Your objective:
Set down, exactly as written, the lines from the top of the data to the line that holds "width = 100;", and omit the pictures.

___ Data section ___

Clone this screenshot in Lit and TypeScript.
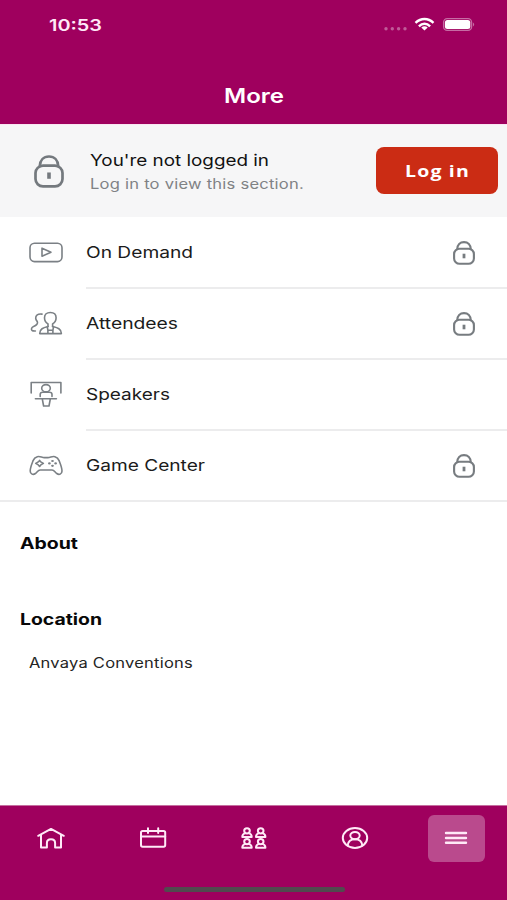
import { LitElement, html, css, svg, nothing } from "lit";
import { customElement, property } from "lit/decorators.js";

/** One line of text, stretched horizontally to a given width. */
@customElement("wide-text")
class WideText extends LitElement {
  @property({ type: Number }) width = 100;

  static styles = css`
    :host { display: block; white-space: nowrap; text-align: left; }
    .line { display: inline-block; transform-origin: 0 50%; }
  `;

  render() {
    return html`<span class="line"><slot></slot></span>`;
  }

  firstUpdated() {
    const line = this.renderRoot.querySelector(".line") as HTMLElement;
    this.style.width = `${this.width}px`;
    const natural = line.getBoundingClientRect().width;
    if (natural > 0) line.style.transform = `scaleX(${this.width / natural})`;
  }
}

const lock = (cls: string) => html`
  <svg class=${cls} viewBox="0 0 30 34" preserveAspectRatio="none">
    <rect x="1.5" y="11" width="27" height="21.3" rx="7.5" />
    <path d="M5.8 11.5C6 5.5 9.6 1.6 15 1.6S24 5.5 24.2 11.5" />
    <path class="keyhole" d="M15 18v6.500" />
  </svg>`;

const icons = {
  demand: svg`<rect x="1" y="5.2" width="32" height="18.4" rx="4.5" />
    <path d="M13 10.2v8l9-4z" />`,
  attendees: svg`
    <path d="M19 17.500v-2.600c-2-1.300-3.500-3.500-3.500-6.200 0-3.200 2.300-5.200 5.800-5.200s5.800 2 5.800 5.200c0 2.700-1.500 4.900-3.500 6.200v2.600" />
    <path d="M19 17.500c-4.800 1.300-8.300 2.300-8.300 7.100h21.700c0-4.800-4-5.800-8.800-7.100" />
    <path d="M18.300 18l.6 3.300h5l.6-3.300M18.900 21.500v2.800M23.900 21.500v2.800" />
    <path d="M13 5.100c-4.200-.6-6.500 1.300-6.300 4.300.1 1.400.8 2.300 1.600 3.200.9 2-.9 3.800-3.700 4.800-2 .8-2.700 2.800-1.600 4 .7.700 1.700.6 3.400.6" />`,
  speakers: svg`<path d="M2.200 13V2.500h29.700V13" />
    <ellipse cx="17" cy="8.200" rx="4.300" ry="3.600" />
    <path d="M11.200 16.500v-2c0-1.500 1-2.200 2.500-2.200h6.800c1.500 0 2.500.7 2.500 2.200v2" />
    <path d="M6.400 18.700h21M13.300 19l1.300 7h5.400l1.300-7" />`,
  game: svg`<path d="M8.300 5.700c2.600-.8 4.500.9 7 .9h3.600c2.500 0 4.400-1.700 7-.9 2.100.6 3.300 1.600 4.200 3.900 1.300 3.400 2.900 7 2.900 10.300 0 3.400-3 4.300-5.200 2.600-1.900-1.500-2.600-3.500-4.800-3.500H11.200c-2.200 0-2.900 2-4.800 3.500-2.200 1.700-5.200.8-5.200-2.600 0-3.300 1.600-6.900 2.900-10.300.9-2.300 2.100-3.300 4.200-3.900z" />
    <path d="M10.600 9.400l1.200 1.500 2.600 1.500-2.600 1.500-1.200 1.500-1.300-1.500-2.600-1.500 2.600-1.500z" />
    <g class="dots"><ellipse cx="23.500" cy="10" rx="1.400" ry="1.100" /><ellipse cx="23.500" cy="14.800" rx="1.400" ry="1.100" />
    <ellipse cx="20.400" cy="12.400" rx="1.400" ry="1.100" /><ellipse cx="26.600" cy="12.400" rx="1.400" ry="1.100" /></g>`,
};

const rows = [
  { label: "On Demand", width: 107, icon: icons.demand, locked: true },
  { label: "Attendees", width: 92, icon: icons.attendees, locked: true },
  { label: "Speakers", width: 84, icon: icons.speakers, locked: false },
  { label: "Game Center", width: 119, icon: icons.game, locked: true },
];

const person = (x: number, y: number) => svg`
  <g transform="translate(${x} ${y})">
    <ellipse cx="5" cy="3.200" rx="2.800" ry="2.600" />
    <path d="M3.200 5.500C1.500 6 .3 7.200.3 9.300h9.400C9.700 7.200 8.500 6 6.800 5.500" />
  </g>`;

const tabs = [
  svg`<path d="M2.200 8.800L15 1.900l12.800 6.900M5 8v12.600h5.900v-4.700c0-4.800 8.200-4.800 8.200 0v4.700H25V8" />`,
  svg`<rect x="3" y="4" width="24.200" height="15.700" rx="1.600" />
    <path d="M3 9.400h24.200M10 1.200v4.800M20.200 1.200v4.800" />`,
  svg`${person(3, 0.600)}${person(16.700, 0.600)}${person(3, 11.400)}${person(16.700, 11.400)}`,
  svg`<ellipse cx="14" cy="11" rx="12.200" ry="9.900" />
    <ellipse cx="14" cy="8.600" rx="4.700" ry="3.700" />
    <path d="M6.600 18.500c.5-3.800 3.300-6.200 7.400-6.200s6.900 2.400 7.400 6.200" />`,
  svg`<path class="bars" d="M4 6h20M4 11h20M4 15.800h20" />`,
];

@customElement("app-root")
class AppRoot extends LitElement {
  static styles = css`
    * { box-sizing: border-box; }
    :host {
      display: flex; flex-direction: column; width: 507px; height: 900px;
      overflow: hidden; background: #fff; color: #1b1b1b;
      font-family: Inter, "Liberation Sans", sans-serif;
    }
    svg { display: block; fill: none; stroke-linecap: round; stroke-linejoin: round; flex: none; overflow: visible; }
    header { height: 124px; background: #9f005e; color: #fff; }
    .status {
      height: 49px; padding: 0 33px 0 49px; display: flex; align-items: center;
      font-size: 16px; font-weight: 600; color: #ffe9f7;
    }
    .signals { margin: -2px 0 0 auto; width: 92px; height: 16px; }
    .title { height: 75px; display: flex; justify-content: center; padding: 35px 0 0 1px;
      font-size: 20px; line-height: 24px; font-weight: 600; }
    .banner {
      height: 93px; background: #f6f6f7; border-top: 1px solid #f9e6f2;
      display: flex; align-items: center; padding: 0 9px 0 34px;
    }
    .lock-large { width: 30px; height: 33px; stroke: #74797e; stroke-width: 2.700; margin-top: 1px; }
    .keyhole { stroke-width: 3.600; stroke-linecap: butt; }
    .message { margin: 2px 0 0 26px; flex: 1; }
    .message-title { font-size: 16px; line-height: 24px; color: #111; }
    .message-sub { font-size: 14px; line-height: 24px; color: #808285; letter-spacing: .2px; }
    .login {
      width: 122px; height: 47px; margin-top: -1px; border: 0; border-radius: 8px; background: #cb2c14; color: #fff;
      display: flex; align-items: center; justify-content: center; padding: 0;
      font: 700 16.5px "Open Sans", sans-serif; letter-spacing: 1px;
    }
    .row { height: 71px; display: flex; padding-left: 29px; }
    .row-icon { width: 34px; height: 29px; margin: 21px 23px 0 0; stroke: #7b8085; stroke-width: 1.600; }
    .dots { stroke: none; fill: #7b8085; }
    .row-body {
      flex: 1; display: flex; justify-content: space-between; align-items: center;
      border-bottom: 2px solid #ececed; padding: 0 32px 0 0; font-size: 16px; height: 72px;
    }
    .row:last-child { border-bottom: 2px solid #ececed; height: 72px; }
    .row:last-child .row-body { border-bottom-color: transparent; }
    .lock-small { width: 22px; height: 24px; stroke: #777c80; stroke-width: 2.900; margin-top: 2px; }
    .lock-small .keyhole { stroke-width: 3.800; }
    .info { flex: 1; padding: 29px 20px 0; }
    h2 { margin: 0; font-size: 16px; line-height: 24px; font-weight: 700; color: #080808; }
    .location { margin-top: 52px; }
    .venue { padding: 20px 0 0 9px; font-size: 14px; line-height: 24px; color: #242424; letter-spacing: .2px; }
    footer { height: 95px; background: #9f005e; border-top: 1px solid #c56e9f; display: flex;
      flex-direction: column; align-items: center; }
    nav { display: flex; justify-content: space-between; width: 100%; padding: 9px 22px 0; }
    .tab { width: 57px; height: 47px; border-radius: 6px; display: flex; align-items: center; justify-content: center; }
    .tab svg { width: 29px; height: 22px; stroke: #ffeaf7; stroke-width: 2; margin-top: -1px; }
    .tab .bars { stroke-width: 2.400; }
    .active { background: #ba4a8d; }
    .home-bar { width: 181px; height: 5px; border-radius: 3px; background: #514a4e; margin: 25px 0 0 1px; }
  `;

  render() {
    return html`
      <header>
        <div class="status">
          <wide-text width="53">10:53</wide-text>
          <svg class="signals" viewBox="0 0 92 16">
            <g fill="#c05b98">
              <circle cx="4" cy="12.700" r="1.700" /><circle cx="10.300" cy="12.700" r="1.700" />
              <circle cx="16.600" cy="12.700" r="1.700" /><circle cx="23" cy="12.700" r="1.700" />
            </g>
            <g stroke="#fff" stroke-width="2.400" stroke-linecap="butt">
              <path d="M33.500 6.800C38.900 1.700 46.100 1.700 51.500 6.800" />
              <path d="M36.900 10.300C40.300 6.900 44.700 6.900 48.100 10.300" />
            </g>
            <path fill="#fff" d="M39.300 11.500c2-1.800 4.400-1.800 6.400 0l-3.200 3z" />
            <rect x="61.600" y="2.600" width="28" height="11.800" rx="3.600" stroke="#c66ca4" stroke-width="1.300" />
            <rect x="62.900" y="3.900" width="25.400" height="9.200" rx="2.500" fill="#fff" />
            <path fill="#c66ca4" d="M91 6.500q2.400 2 0 4z" />
          </svg>
        </div>
        <div class="title"><wide-text width="60">More</wide-text></div>
      </header>
      <section class="banner">
        ${lock("lock-large")}
        <div class="message">
          <wide-text class="message-title" width="179">You're not logged in</wide-text>
          <wide-text class="message-sub" width="214">Log in to view this section.</wide-text>
        </div>
        <button class="login"><wide-text width="65">Log in</wide-text></button>
      </section>
      <section>
        ${rows.map((row) => html`
          <div class="row">
            <svg class="row-icon" viewBox="0 0 34 29">${row.icon}</svg>
            <div class="row-body">
              <wide-text width=${row.width}>${row.label}</wide-text>
              ${row.locked ? lock("lock-small") : nothing}
            </div>
          </div>`)}
      </section>
      <section class="info">
        <h2><wide-text width="58">About</wide-text></h2>
        <h2 class="location"><wide-text width="82">Location</wide-text></h2>
        <div class="venue"><wide-text width="164">Anvaya Conventions</wide-text></div>
      </section>
      <footer>
        <nav>
          ${tabs.map((icon, i) => html`
            <div class="tab ${i === 4 ? "active" : ""}">
              <svg viewBox="0 0 29 22">${icon}</svg>
            </div>`)}
        </nav>
        <div class="home-bar"></div>
      </footer>
    `;
  }
}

___

Reply:
Clone this screenshot in Lit and TypeScript.
import { LitElement, html, css, svg, nothing } from "lit";
import { customElement, property } from "lit/decorators.js";

/** One line of text, stretched horizontally to a given width. */
@customElement("wide-text")
class WideText extends LitElement {
  @property({ type: Number }) width = 100;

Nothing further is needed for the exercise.